Areas of Unrest
13 December 2005 - Book Meme
The idea of writing 15 things about books is making the rounds and, well, it was either that or write about soup ...
- I don't really know when I started to read, but it was some time before I started school. I do know that the first book I loved was You Will Go to the Moon. It was probably published about 1960 or 1961 and was horribly inaccurate about what eventually happened, but space was the most exciting thing I could imagine.
- I've always tended towards series reading. I devoured many of the volumes in the Childhoods of Famous Americans series in my elementary school library, for example. I was also thoroughly addicted to Nancy Drew and to Cherry Ames and to the Dana Girls, who got to go to Thailand in one of their mysteries.
- I also read a lot of comic books when I was growing up.

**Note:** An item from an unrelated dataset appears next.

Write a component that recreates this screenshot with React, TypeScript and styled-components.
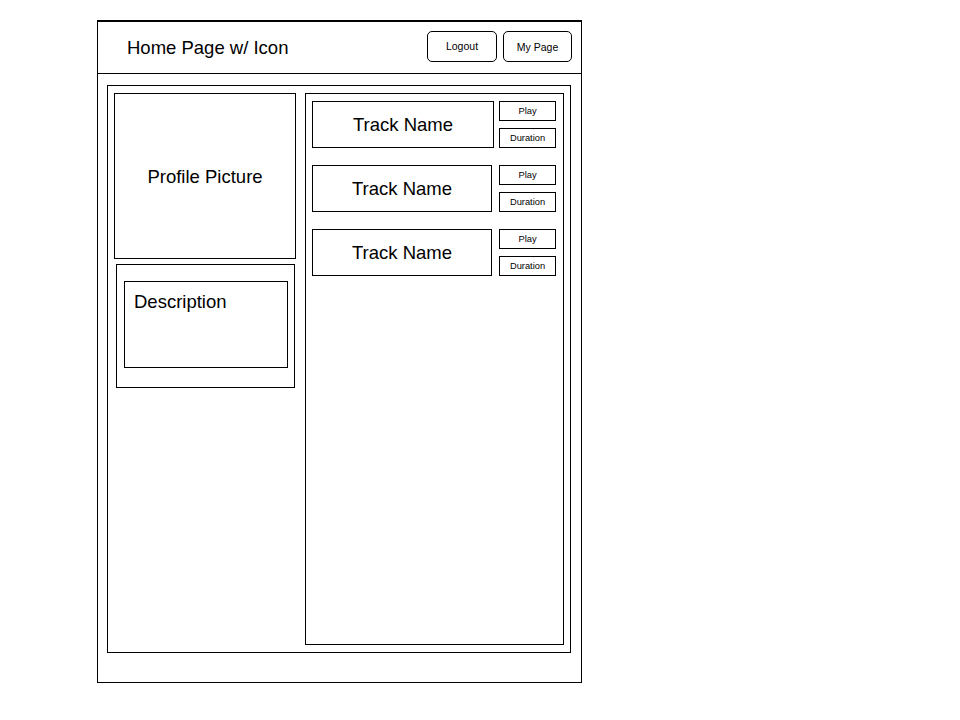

They were not quite considered respectable by many parents in my neighborhood, but my folks felt that reading is good, regardless of what we read. My first introduction to a number of classics was through Classic Comics and their version of The Count of Monte Cristo was a particular favorite. I was also oddly fond of a comic book life of Enrico Fermi.
- I've always loved mythology and folklore. I had a book of Norse myths that I read over and over, for example. I also remember reading a lot of American tall tales and I am still astonished to meet people who don't know about hoop snakes and Paul Bunyan and so on.
- I own about 3200 books. I've been making a concerted effort to weed things out and my goal is to get down to 2500. A nearer term goal is to get rid of all the books in languages I don't understand. At least I don't own any books in languages I can't identify. .
- In high school, we got various reading lists. Some of them were semi-required reading, meaning that each student had to pick one or two selections from the list. But I remember the library sending out a list of books for college-bound students and being convinced that I'd do terribly in college if I hadn't read everything on it. As a result, I read authors like Camus and Sartre when I was 15 or 16.
- I dislike reading plays. This seems odd, since I'm primarily an auditory learner. I do, however, like to listen to recordings of plays. When I lived in L.A., I survived many a long drive by listening to tapes from L.A. Theatre Works.
- One of the great pleasures in life is rereading a book I love. The books I've read the most often are Alice in Wonderland and Catcher in the Rye.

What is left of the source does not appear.